== Information shown ==
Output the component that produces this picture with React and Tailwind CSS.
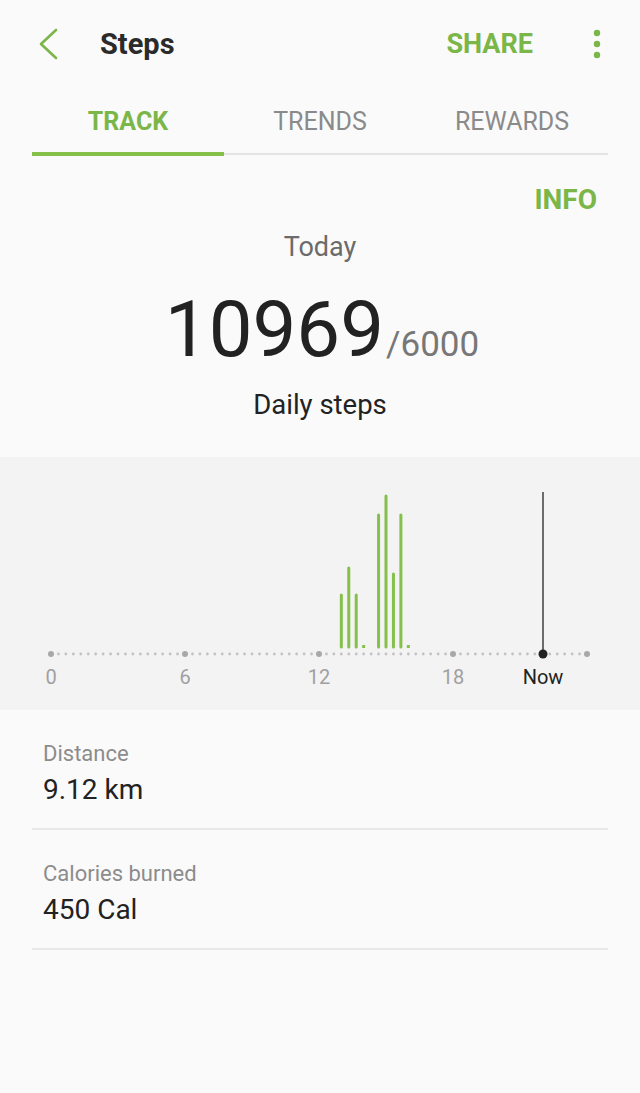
import React from "react";

const GREEN = "#7ab648";

// bars sit on the 20-minute grid (index k from midnight)
const bars = [
  { k: 39, top: 138 },
  { k: 40, top: 111 },
  { k: 41, top: 138 },
  { k: 44, top: 58 },
  { k: 45, top: 39 },
  { k: 46, top: 117 },
  { k: 47, top: 58 },
];
const stubs = [42, 48];

const STEP = 134 / 18;
const X0 = 51;
const AXIS_Y = 197;

const StepsChart = () => {
  const dots = [];
  for (let i = 0; i <= 72; i++) {
    const big = i % 18 === 0;
    dots.push(
      <circle
        key={i}
        cx={X0 + i * STEP}
        cy={AXIS_Y}
        r={big ? 3 : 1.4}
        fill={big ? "#a8a8a8" : "#c2c2c2"}
      />
    );
  }

  return (
    <svg width="640" height="253" viewBox="0 0 640 253" className="block">
      {dots}
      {bars.map((b) => (
        <line
          key={b.k}
          x1={X0 + b.k * STEP}
          x2={X0 + b.k * STEP}
          y1={b.top}
          y2={190}
          stroke="#84c04a"
          strokeWidth="3"
          strokeLinecap="round"
        />
      ))}
      {stubs.map((k) => (
        <rect key={k} x={X0 + k * STEP - 1.5} y={188} width="3" height="3" fill="#84c04a" />
      ))}
      <line x1="543" x2="543" y1="35" y2="197" stroke="#222" strokeWidth="1.3" />
      <circle cx="543" cy="197" r="4.5" fill="#222" />
      <g fontFamily="Roboto, sans-serif" fontSize="20" textAnchor="middle" fill="#a0a0a0">
        <text x="51" y="227">0</text>
        <text x="185" y="227">6</text>
        <text x="319" y="227">12</text>
        <text x="453" y="227">18</text>
        <text x="543" y="227" fill="#222">Now</text>
      </g>
    </svg>
  );
};

const StatRow = ({ label, value }) => (
  <div className="mx-8 pt-[30px] pb-[22px] border-b-2 border-[#e8e8e8]">
    <div className="pl-[11px] text-[22px] leading-[28px] text-[#8c8c8c]">{label}</div>
    <div className="pl-[11px] mt-[5px] text-[28px] leading-[33px] text-[#222]">{value}</div>
  </div>
);

export default function App() {
  return (
    <div
      className="w-[640px] min-h-[1093px] bg-[#fafafa]"
      style={{ fontFamily: "Roboto, 'Noto Sans', sans-serif" }}
    >
      {/* header */}
      <div className="h-[88px] flex items-center">
        <div className="w-[100px] pl-[38px] flex items-center">
          <svg width="22" height="32" viewBox="0 0 22 32">
            <polyline
              points="18,2 3,16 18,30"
              fill="none"
              stroke={GREEN}
              strokeWidth="2.6"
              strokeLinecap="round"
              strokeLinejoin="round"
            />
          </svg>
        </div>
        <h1 className="text-[29px] leading-[34px] font-bold text-[#2b2b2b]">Steps</h1>
        <div className="flex-1" />
        <span className="text-[27px] leading-[32px] font-bold text-[#7ab648]">SHARE</span>
        <div className="ml-[60px] mr-[39px] flex items-center">
          <svg width="8" height="32" viewBox="0 0 8 32">
            <circle cx="4" cy="5" r="3.2" fill={GREEN} />
            <circle cx="4" cy="16" r="3.2" fill={GREEN} />
            <circle cx="4" cy="27" r="3.2" fill={GREEN} />
          </svg>
        </div>
      </div>

      {/* tabs */}
      <div className="mx-8">
        <div className="flex pt-[19px] pb-[15px] text-[25px] leading-[30px]">
          <div className="flex-1 text-center font-bold text-[#7ab648]">TRACK</div>
          <div className="flex-1 text-center text-[#8a8a8a]">TRENDS</div>
          <div className="flex-1 text-center text-[#8a8a8a]">REWARDS</div>
        </div>
        <div className="h-1 flex items-center">
          <div className="h-1 w-[192px] bg-[#84c04a]" />
          <div className="flex-1 h-[2px] bg-[#e4e4e4]" />
        </div>
      </div>

      {/* summary */}
      <div className="flex justify-end pt-[28px] pr-[43px]">
        <span className="text-[28px] leading-[32px] font-bold text-[#7ab648]">INFO</span>
      </div>
      <div className="mt-[15px] text-center text-[27px] leading-[32px] text-[#6b6b6b]">Today</div>
      <div className="mt-[27px] flex items-baseline justify-center pl-[4px]">
        <span className="text-[78px] leading-[80px] text-[#222]">10969</span>
        <span className="ml-[2px] text-[35px] leading-none text-[#777]">/6000</span>
      </div>
      <div className="mt-[19px] text-center text-[27.5px] leading-[32px] text-[#222]">Daily steps</div>

      {/* chart */}
      <div className="mt-[36px] bg-[#f3f3f3]">
        <StepsChart />
      </div>

      {/* stats */}
      <StatRow label="Distance" value="9.12 km" />
      <StatRow label="Calories burned" value="450 Cal" />
    </div>
  );
}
===
Problem to solve: Omitting all images, print the listing exactly.

Exercise solution:
Output the component that produces this picture with React and Tailwind CSS.
import React from "react";

const GREEN = "#7ab648";

// bars sit on the 20-minute grid (index k from midnight)
const bars = [
  { k: 39, top: 138 },
  { k: 40, top: 111 },
  { k: 41, top: 138 },
  { k: 44, top: 58 },
  { k: 45, top: 39 },
  { k: 46, top: 117 },
  { k: 47, top: 58 },
];
const stubs = [42, 48];

const STEP = 134 / 18;
const X0 = 51;
const AXIS_Y = 197;

const StepsChart = () => {
  const dots = [];
  for (let i = 0; i <= 72; i++) {
    const big = i % 18 === 0;
    dots.push(
      <circle
        key={i}
        cx={X0 + i * STEP}
        cy={AXIS_Y}
        r={big ? 3 : 1.4}
        fill={big ? "#a8a8a8" : "#c2c2c2"}
      />
    );
  }

  return (
    <svg width="640" height="253" viewBox="0 0 640 253" className="block">
      {dots}
      {bars.map((b) => (
        <line
          key={b.k}
          x1={X0 + b.k * STEP}
          x2={X0 + b.k * STEP}
          y1={b.top}
          y2={190}
          stroke="#84c04a"
          strokeWidth="3"
          strokeLinecap="round"
        />
      ))}
      {stubs.map((k) => (
        <rect key={k} x={X0 + k * STEP - 1.5} y={188} width="3" height="3" fill="#84c04a" />
      ))}
      <line x1="543" x2="543" y1="35" y2="197" stroke="#222" strokeWidth="1.3" />
      <circle cx="543" cy="197" r="4.5" fill="#222" />
      <g fontFamily="Roboto, sans-serif" fontSize="20" textAnchor="middle" fill="#a0a0a0">
        <text x="51" y="227">0</text>
        <text x="185" y="227">6</text>
        <text x="319" y="227">12</text>
        <text x="453" y="227">18</text>
        <text x="543" y="227" fill="#222">Now</text>
      </g>
    </svg>
  );
};

const StatRow = ({ label, value }) => (
  <div className="mx-8 pt-[30px] pb-[22px] border-b-2 border-[#e8e8e8]">
    <div className="pl-[11px] text-[22px] leading-[28px] text-[#8c8c8c]">{label}</div>
    <div className="pl-[11px] mt-[5px] text-[28px] leading-[33px] text-[#222]">{value}</div>
  </div>
);

export default function App() {
  return (
    <div
      className="w-[640px] min-h-[1093px] bg-[#fafafa]"
      style={{ fontFamily: "Roboto, 'Noto Sans', sans-serif" }}
    >
      {/* header */}
      <div className="h-[88px] flex items-center">
        <div className="w-[100px] pl-[38px] flex items-center">
          <svg width="22" height="32" viewBox="0 0 22 32">
            <polyline
              points="18,2 3,16 18,30"
              fill="none"
              stroke={GREEN}
              strokeWidth="2.6"
              strokeLinecap="round"
              strokeLinejoin="round"
            />
          </svg>
        </div>
        <h1 className="text-[29px] leading-[34px] font-bold text-[#2b2b2b]">Steps</h1>
        <div className="flex-1" />
        <span className="text-[27px] leading-[32px] font-bold text-[#7ab648]">SHARE</span>
        <div className="ml-[60px] mr-[39px] flex items-center">
          <svg width="8" height="32" viewBox="0 0 8 32">
            <circle cx="4" cy="5" r="3.2" fill={GREEN} />
            <circle cx="4" cy="16" r="3.2" fill={GREEN} />
            <circle cx="4" cy="27" r="3.2" fill={GREEN} />
          </svg>
        </div>
      </div>

      {/* tabs */}
      <div className="mx-8">
        <div className="flex pt-[19px] pb-[15px] text-[25px] leading-[30px]">
          <div className="flex-1 text-center font-bold text-[#7ab648]">TRACK</div>
          <div className="flex-1 text-center text-[#8a8a8a]">TRENDS</div>
          <div className="flex-1 text-center text-[#8a8a8a]">REWARDS</div>
        </div>
        <div className="h-1 flex items-center">
          <div className="h-1 w-[192px] bg-[#84c04a]" />
          <div className="flex-1 h-[2px] bg-[#e4e4e4]" />
        </div>
      </div>

      {/* summary */}
      <div className="flex justify-end pt-[28px] pr-[43px]">
        <span className="text-[28px] leading-[32px] font-bold text-[#7ab648]">INFO</span>
      </div>
      <div className="mt-[15px] text-center text-[27px] leading-[32px] text-[#6b6b6b]">Today</div>
      <div className="mt-[27px] flex items-baseline justify-center pl-[4px]">
        <span className="text-[78px] leading-[80px] text-[#222]">10969</span>
        <span className="ml-[2px] text-[35px] leading-none text-[#777]">/6000</span>
      </div>
      <div className="mt-[19px] text-center text-[27.5px] leading-[32px] text-[#222]">Daily steps</div>

      {/* chart */}
      <div className="mt-[36px] bg-[#f3f3f3]">
        <StepsChart />
      </div>

      {/* stats */}
      <StatRow label="Distance" value="9.12 km" />
      <StatRow label="Calories burned" value="450 Cal" />
    </div>
  );
}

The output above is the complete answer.